Your goal:
Look through the records that follow. Copy every line containing the word "index".

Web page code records
============================================================
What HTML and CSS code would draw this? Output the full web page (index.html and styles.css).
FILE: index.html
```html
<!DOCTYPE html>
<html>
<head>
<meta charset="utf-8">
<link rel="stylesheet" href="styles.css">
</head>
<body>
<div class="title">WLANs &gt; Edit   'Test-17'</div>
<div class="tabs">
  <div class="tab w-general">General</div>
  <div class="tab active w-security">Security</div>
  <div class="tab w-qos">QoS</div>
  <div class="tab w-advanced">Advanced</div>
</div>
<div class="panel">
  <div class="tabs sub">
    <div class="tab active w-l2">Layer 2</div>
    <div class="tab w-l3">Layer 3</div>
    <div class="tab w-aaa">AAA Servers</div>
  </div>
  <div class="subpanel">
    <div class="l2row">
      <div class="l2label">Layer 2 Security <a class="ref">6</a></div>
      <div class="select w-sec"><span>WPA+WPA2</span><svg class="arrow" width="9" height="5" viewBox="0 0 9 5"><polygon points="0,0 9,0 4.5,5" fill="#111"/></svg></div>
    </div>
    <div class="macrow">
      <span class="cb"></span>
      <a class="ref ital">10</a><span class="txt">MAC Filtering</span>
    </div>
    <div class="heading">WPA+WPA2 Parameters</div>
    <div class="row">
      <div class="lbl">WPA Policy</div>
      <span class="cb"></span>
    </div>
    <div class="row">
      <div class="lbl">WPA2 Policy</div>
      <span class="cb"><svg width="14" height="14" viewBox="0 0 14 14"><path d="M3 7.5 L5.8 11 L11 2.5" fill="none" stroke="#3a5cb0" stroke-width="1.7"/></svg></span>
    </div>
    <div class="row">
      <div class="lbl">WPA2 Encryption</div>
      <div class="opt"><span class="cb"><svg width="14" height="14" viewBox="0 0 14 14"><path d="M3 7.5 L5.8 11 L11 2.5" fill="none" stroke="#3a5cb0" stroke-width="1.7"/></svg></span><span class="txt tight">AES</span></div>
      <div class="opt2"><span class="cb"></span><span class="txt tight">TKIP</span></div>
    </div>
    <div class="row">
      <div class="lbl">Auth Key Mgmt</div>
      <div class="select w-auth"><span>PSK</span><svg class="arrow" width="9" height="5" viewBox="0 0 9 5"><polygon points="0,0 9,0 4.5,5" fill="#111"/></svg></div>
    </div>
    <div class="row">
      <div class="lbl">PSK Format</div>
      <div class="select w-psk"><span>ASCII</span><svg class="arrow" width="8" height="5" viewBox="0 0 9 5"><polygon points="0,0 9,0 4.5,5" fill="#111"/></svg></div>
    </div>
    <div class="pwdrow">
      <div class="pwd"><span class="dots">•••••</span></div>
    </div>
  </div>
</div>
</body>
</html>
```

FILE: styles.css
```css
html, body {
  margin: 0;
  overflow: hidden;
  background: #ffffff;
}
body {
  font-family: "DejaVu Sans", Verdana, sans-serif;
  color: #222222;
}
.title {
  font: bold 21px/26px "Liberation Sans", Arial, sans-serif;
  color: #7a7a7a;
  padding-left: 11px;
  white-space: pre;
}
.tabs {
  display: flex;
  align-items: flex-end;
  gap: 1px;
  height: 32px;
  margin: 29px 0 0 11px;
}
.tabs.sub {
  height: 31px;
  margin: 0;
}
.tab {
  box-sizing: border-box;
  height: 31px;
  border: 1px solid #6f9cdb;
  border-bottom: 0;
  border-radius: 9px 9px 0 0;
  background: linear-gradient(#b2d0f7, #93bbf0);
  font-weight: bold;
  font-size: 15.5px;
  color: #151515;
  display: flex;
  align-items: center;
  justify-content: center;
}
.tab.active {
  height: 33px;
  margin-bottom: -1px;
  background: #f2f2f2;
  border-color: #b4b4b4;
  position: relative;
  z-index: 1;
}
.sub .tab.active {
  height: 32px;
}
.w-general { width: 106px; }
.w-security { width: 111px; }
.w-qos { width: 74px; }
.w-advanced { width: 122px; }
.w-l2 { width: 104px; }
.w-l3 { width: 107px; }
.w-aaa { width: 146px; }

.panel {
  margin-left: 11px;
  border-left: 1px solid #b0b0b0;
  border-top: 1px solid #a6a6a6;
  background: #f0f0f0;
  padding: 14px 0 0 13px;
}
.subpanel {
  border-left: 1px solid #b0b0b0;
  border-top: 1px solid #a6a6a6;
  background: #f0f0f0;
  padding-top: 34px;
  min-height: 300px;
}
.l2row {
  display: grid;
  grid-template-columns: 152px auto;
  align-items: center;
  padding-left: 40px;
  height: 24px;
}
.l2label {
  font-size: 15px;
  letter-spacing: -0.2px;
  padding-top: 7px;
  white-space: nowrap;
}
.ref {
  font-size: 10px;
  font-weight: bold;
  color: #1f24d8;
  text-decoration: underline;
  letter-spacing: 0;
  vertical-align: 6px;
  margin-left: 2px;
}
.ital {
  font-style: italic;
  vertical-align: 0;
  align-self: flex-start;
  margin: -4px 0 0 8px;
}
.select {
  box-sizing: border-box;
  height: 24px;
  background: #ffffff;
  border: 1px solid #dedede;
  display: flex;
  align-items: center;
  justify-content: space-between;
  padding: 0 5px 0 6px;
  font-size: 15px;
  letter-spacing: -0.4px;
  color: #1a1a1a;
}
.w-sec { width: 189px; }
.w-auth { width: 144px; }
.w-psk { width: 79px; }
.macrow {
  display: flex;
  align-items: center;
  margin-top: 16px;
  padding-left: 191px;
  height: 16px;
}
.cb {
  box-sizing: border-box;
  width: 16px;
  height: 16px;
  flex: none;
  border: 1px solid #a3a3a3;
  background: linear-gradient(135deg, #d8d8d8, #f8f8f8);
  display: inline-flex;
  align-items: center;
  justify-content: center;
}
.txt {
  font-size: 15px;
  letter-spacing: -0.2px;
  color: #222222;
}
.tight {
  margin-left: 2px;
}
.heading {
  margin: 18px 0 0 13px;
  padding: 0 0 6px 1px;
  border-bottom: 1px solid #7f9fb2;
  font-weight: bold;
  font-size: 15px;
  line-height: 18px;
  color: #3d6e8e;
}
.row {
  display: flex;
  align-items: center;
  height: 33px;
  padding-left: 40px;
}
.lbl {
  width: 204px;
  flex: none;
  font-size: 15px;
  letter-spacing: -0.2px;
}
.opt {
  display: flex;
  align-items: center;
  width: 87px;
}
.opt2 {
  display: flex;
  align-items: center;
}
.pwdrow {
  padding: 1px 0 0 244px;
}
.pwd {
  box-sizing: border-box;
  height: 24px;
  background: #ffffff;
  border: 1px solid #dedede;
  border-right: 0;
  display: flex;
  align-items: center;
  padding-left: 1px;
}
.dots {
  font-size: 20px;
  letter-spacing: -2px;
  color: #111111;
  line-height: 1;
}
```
============================================================
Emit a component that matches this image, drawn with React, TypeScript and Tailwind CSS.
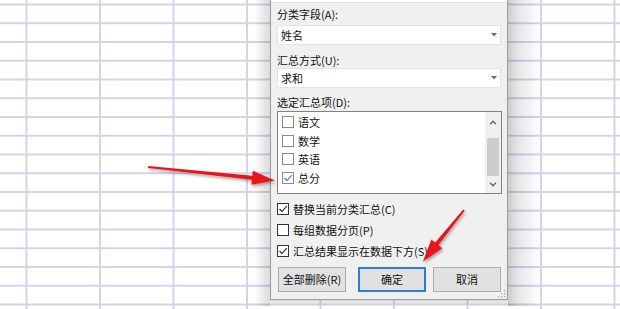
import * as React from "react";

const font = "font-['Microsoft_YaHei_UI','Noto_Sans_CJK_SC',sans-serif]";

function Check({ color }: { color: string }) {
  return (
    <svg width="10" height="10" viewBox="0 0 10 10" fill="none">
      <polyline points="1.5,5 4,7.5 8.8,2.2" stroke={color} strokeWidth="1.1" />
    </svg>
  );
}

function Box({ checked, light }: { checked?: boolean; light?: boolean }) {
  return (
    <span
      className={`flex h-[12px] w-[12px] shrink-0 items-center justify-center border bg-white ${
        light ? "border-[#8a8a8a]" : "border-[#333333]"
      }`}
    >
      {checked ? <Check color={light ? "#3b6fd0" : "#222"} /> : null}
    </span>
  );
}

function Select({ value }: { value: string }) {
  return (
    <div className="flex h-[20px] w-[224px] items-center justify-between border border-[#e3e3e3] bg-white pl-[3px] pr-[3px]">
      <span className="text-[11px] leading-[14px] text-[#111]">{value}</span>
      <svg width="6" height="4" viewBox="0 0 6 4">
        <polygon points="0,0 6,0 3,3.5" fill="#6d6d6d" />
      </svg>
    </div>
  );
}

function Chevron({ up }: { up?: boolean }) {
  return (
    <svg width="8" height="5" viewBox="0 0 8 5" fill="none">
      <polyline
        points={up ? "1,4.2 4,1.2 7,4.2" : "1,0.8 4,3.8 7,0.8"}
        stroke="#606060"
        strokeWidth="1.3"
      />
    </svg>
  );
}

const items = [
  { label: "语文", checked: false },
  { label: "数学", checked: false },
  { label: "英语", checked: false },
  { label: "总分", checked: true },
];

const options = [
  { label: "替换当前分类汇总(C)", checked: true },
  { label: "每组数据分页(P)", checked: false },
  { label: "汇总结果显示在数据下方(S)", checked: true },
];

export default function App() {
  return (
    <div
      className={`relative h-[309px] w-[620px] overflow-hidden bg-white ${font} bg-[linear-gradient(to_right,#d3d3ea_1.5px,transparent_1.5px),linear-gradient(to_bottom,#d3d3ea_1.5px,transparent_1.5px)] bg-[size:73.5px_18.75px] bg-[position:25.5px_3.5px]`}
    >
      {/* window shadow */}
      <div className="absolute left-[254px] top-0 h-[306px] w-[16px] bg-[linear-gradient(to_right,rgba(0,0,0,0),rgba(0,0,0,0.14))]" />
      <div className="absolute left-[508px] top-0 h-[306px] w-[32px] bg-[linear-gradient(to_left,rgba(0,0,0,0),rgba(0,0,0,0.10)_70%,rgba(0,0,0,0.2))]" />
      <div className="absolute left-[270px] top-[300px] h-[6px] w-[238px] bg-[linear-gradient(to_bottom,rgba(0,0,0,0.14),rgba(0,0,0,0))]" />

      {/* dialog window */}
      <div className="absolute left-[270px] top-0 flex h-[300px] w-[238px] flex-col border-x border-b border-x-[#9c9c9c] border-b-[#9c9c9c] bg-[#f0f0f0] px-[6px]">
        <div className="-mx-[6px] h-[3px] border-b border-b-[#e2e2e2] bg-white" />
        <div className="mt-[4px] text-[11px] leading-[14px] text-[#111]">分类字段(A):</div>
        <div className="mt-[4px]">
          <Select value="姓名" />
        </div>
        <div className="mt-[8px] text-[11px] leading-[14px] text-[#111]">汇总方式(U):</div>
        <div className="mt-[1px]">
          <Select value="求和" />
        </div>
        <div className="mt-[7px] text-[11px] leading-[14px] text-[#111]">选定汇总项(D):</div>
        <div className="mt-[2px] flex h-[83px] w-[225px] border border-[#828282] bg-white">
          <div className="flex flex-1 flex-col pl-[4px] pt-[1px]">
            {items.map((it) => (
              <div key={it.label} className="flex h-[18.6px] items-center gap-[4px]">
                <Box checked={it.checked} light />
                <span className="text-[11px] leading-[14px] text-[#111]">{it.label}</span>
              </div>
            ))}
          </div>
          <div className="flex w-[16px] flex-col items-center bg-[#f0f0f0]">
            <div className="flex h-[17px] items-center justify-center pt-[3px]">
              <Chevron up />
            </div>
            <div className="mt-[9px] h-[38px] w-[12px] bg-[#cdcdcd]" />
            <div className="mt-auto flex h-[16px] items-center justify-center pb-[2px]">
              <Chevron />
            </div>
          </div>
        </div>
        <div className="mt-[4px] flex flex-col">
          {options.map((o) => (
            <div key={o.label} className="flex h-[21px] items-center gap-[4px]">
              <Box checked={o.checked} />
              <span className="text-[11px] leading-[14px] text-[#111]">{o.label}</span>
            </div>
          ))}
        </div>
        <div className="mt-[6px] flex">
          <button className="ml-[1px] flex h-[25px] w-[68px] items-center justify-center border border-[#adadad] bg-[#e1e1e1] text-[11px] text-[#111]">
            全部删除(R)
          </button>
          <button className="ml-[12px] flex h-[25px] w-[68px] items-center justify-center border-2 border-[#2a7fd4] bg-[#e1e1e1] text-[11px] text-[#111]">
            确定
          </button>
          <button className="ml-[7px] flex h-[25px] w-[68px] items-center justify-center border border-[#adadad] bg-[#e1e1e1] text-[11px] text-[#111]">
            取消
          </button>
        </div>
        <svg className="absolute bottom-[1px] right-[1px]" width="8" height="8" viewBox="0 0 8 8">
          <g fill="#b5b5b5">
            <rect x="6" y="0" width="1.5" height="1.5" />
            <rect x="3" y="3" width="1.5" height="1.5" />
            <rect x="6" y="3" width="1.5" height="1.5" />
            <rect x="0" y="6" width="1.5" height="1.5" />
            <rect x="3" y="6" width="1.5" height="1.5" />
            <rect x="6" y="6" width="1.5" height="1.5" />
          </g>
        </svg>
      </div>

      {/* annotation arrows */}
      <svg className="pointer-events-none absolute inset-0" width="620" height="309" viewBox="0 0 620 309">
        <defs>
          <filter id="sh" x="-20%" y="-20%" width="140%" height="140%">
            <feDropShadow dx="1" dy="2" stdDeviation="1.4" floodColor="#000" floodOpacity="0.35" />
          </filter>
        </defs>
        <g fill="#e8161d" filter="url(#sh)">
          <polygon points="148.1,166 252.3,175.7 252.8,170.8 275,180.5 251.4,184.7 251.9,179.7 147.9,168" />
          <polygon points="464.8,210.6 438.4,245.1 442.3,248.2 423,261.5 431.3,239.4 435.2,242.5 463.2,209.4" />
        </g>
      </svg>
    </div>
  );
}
============================================================
Exercise result:
What HTML and CSS code would draw this? Output the full web page (index.html and styles.css).
FILE: index.html
  z-index: 1;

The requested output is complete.